- [Request]:
Print nothing but the lines from the start of the listing below through the line that contains "8], [1900, 7]];". Do not include the pictures.

---- Dataset excerpt

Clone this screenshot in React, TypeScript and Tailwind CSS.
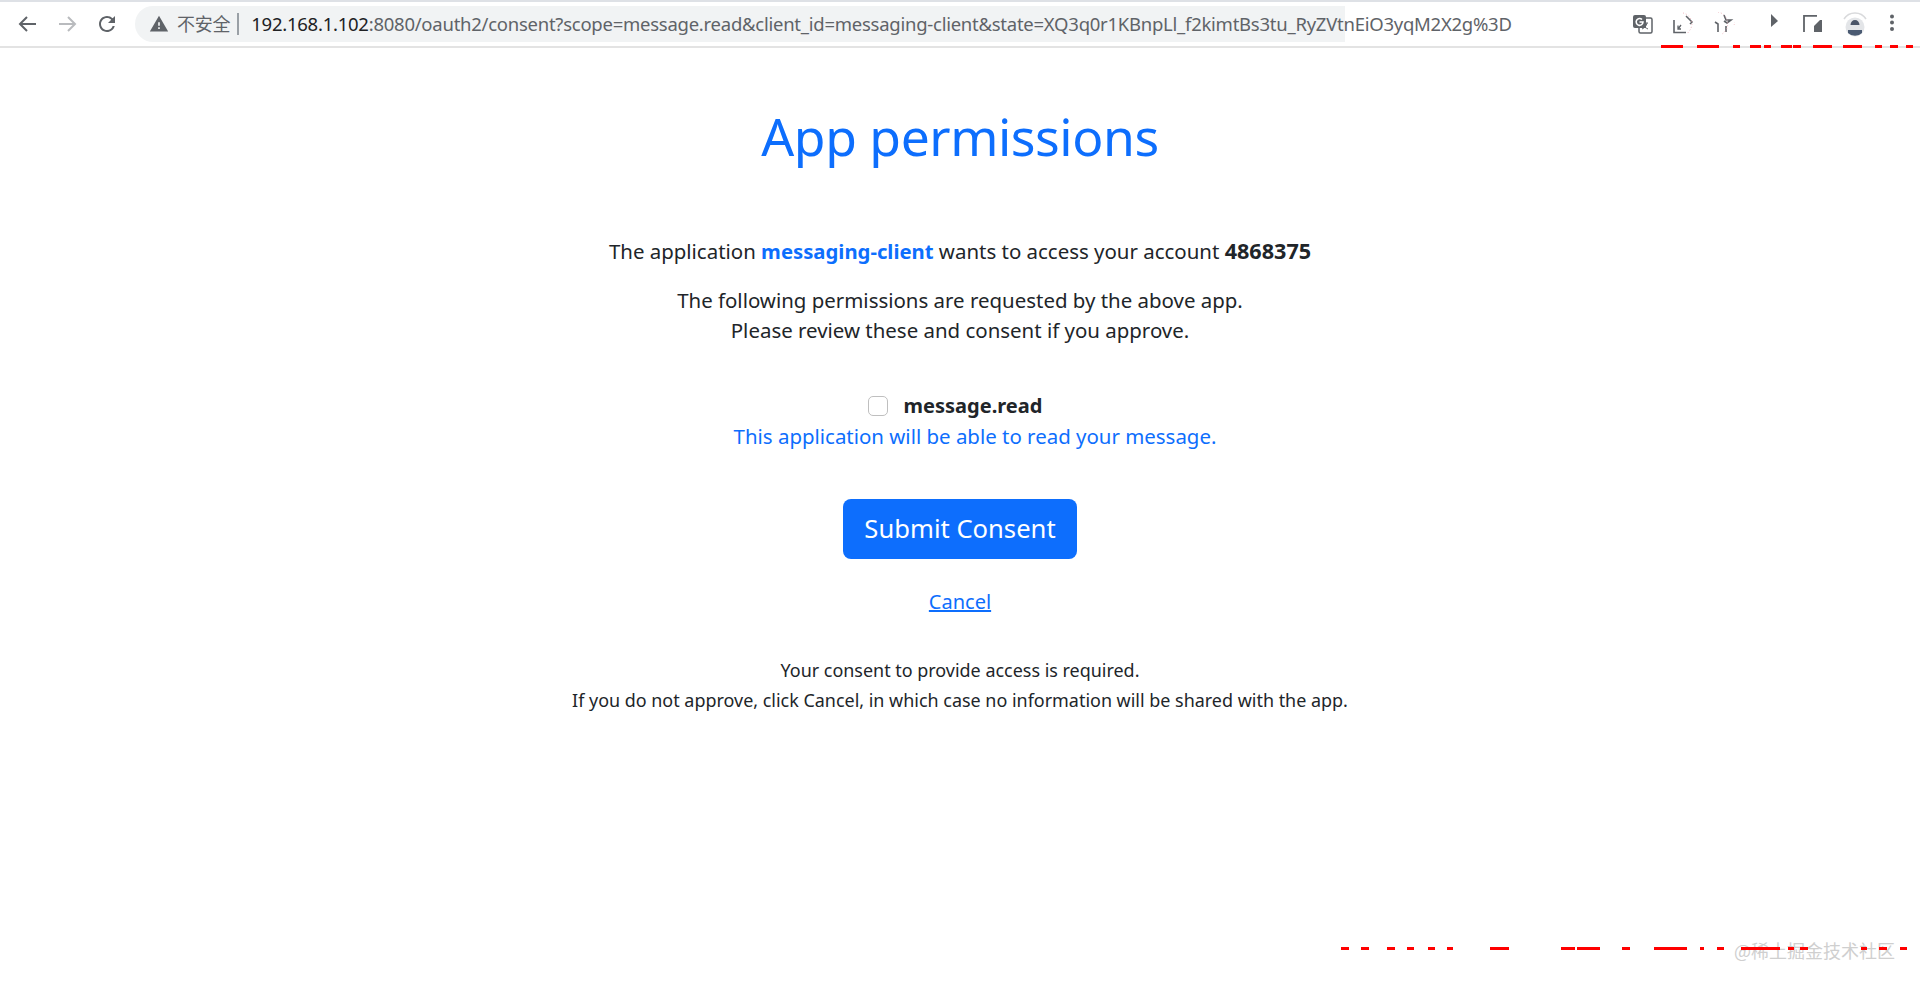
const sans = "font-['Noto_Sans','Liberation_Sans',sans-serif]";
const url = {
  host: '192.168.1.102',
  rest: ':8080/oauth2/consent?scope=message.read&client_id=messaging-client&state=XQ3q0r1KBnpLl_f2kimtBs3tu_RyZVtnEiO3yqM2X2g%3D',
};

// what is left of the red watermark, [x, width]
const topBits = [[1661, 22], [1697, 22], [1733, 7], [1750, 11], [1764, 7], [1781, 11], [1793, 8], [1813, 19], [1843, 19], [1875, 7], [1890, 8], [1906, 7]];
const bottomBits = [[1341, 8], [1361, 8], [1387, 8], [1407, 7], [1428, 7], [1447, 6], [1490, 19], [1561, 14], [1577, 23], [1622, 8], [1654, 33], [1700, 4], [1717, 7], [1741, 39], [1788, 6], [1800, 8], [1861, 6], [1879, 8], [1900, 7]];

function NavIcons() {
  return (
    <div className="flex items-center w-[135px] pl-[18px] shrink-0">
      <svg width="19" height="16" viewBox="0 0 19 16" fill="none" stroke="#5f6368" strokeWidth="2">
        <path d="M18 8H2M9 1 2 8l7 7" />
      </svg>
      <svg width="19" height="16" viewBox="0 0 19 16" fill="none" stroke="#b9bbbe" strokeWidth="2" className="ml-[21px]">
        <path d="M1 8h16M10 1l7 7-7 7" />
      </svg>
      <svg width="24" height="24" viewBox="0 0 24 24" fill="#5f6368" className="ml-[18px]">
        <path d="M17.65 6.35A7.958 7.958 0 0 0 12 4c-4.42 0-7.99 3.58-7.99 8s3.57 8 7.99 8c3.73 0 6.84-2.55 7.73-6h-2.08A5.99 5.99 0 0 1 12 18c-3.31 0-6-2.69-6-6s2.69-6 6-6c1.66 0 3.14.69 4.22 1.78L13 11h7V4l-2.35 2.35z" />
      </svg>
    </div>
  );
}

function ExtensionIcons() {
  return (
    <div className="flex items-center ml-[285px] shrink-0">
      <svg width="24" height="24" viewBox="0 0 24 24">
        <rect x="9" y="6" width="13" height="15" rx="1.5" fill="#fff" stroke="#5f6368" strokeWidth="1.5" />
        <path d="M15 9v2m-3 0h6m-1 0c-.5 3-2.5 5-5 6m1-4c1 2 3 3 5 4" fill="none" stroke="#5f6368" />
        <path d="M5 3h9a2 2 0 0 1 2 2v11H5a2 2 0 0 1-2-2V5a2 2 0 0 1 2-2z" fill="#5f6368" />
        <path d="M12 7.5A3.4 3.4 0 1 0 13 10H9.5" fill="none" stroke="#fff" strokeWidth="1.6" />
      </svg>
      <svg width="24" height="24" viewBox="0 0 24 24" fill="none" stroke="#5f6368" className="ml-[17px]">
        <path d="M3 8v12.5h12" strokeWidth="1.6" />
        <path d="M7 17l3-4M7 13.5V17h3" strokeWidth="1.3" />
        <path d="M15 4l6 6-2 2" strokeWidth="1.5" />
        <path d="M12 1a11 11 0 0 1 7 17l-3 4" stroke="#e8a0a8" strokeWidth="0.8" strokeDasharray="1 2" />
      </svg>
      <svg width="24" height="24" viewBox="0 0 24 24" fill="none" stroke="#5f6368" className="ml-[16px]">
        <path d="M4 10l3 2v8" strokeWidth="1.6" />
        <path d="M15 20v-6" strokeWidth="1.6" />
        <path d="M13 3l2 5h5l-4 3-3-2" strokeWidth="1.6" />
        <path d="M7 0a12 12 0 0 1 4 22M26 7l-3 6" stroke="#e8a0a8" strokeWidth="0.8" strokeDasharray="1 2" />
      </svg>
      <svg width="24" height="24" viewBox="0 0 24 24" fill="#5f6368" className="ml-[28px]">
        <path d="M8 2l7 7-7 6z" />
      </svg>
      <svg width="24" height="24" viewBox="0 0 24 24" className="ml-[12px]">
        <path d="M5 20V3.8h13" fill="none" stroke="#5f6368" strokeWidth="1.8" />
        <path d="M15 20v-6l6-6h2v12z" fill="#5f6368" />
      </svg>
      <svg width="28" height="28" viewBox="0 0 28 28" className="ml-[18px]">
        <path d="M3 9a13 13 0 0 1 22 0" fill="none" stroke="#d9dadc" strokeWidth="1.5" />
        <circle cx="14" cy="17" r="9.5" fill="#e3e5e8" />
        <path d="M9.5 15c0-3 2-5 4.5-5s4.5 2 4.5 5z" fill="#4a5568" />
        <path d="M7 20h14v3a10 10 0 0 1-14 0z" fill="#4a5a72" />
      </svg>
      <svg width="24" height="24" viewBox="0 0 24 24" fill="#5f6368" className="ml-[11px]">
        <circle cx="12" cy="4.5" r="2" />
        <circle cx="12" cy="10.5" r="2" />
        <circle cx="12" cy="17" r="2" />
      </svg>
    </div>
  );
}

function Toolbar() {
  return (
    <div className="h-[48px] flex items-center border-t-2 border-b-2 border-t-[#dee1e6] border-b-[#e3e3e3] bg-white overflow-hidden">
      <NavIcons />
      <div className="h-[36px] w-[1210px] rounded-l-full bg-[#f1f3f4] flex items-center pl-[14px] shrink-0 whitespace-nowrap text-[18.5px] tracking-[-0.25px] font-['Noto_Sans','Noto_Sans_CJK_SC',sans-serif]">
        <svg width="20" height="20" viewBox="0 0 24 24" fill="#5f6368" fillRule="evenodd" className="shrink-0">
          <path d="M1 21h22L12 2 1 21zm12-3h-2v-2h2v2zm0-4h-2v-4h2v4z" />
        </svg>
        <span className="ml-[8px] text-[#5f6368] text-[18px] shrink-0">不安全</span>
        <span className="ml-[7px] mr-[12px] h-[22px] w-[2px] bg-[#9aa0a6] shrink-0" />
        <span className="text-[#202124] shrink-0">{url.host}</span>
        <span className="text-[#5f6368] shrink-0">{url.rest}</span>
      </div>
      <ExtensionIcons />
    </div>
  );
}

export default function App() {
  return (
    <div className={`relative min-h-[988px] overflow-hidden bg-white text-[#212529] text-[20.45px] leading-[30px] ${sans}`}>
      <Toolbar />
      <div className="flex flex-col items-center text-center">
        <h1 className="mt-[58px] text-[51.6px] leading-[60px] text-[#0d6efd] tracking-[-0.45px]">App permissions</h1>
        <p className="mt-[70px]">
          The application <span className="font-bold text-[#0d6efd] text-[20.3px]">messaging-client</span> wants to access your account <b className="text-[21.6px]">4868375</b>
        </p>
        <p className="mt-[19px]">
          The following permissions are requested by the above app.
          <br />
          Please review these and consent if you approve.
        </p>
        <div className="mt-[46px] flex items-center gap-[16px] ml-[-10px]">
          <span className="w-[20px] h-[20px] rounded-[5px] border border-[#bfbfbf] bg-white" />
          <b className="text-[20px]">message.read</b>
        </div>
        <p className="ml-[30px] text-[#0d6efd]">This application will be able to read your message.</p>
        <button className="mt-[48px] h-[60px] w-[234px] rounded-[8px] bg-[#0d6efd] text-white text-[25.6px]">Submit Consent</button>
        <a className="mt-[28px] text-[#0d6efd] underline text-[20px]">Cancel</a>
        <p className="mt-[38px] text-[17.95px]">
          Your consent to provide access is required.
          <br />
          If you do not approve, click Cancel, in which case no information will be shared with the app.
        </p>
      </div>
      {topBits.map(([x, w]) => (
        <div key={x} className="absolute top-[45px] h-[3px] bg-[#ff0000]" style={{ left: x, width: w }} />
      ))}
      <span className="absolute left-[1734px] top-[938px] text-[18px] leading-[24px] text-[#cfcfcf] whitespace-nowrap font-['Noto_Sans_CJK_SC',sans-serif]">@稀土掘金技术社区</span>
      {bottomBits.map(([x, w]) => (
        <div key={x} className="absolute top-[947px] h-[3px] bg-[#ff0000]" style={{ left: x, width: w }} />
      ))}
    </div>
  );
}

--------

- [Output of the task]:
Clone this screenshot in React, TypeScript and Tailwind CSS.
const sans = "font-['Noto_Sans','Liberation_Sans',sans-serif]";
const url = {
  host: '192.168.1.102',
  rest: ':8080/oauth2/consent?scope=message.read&client_id=messaging-client&state=XQ3q0r1KBnpLl_f2kimtBs3tu_RyZVtnEiO3yqM2X2g%3D',
};

// what is left of the red watermark, [x, width]
const topBits = [[1661, 22], [1697, 22], [1733, 7], [1750, 11], [1764, 7], [1781, 11], [1793, 8], [1813, 19], [1843, 19], [1875, 7], [1890, 8], [1906, 7]];
const bottomBits = [[1341, 8], [1361, 8], [1387, 8], [1407, 7], [1428, 7], [1447, 6], [1490, 19], [1561, 14], [1577, 23], [1622, 8], [1654, 33], [1700, 4], [1717, 7], [1741, 39], [1788, 6], [1800, 8], [1861, 6], [1879, 8], [1900, 7]];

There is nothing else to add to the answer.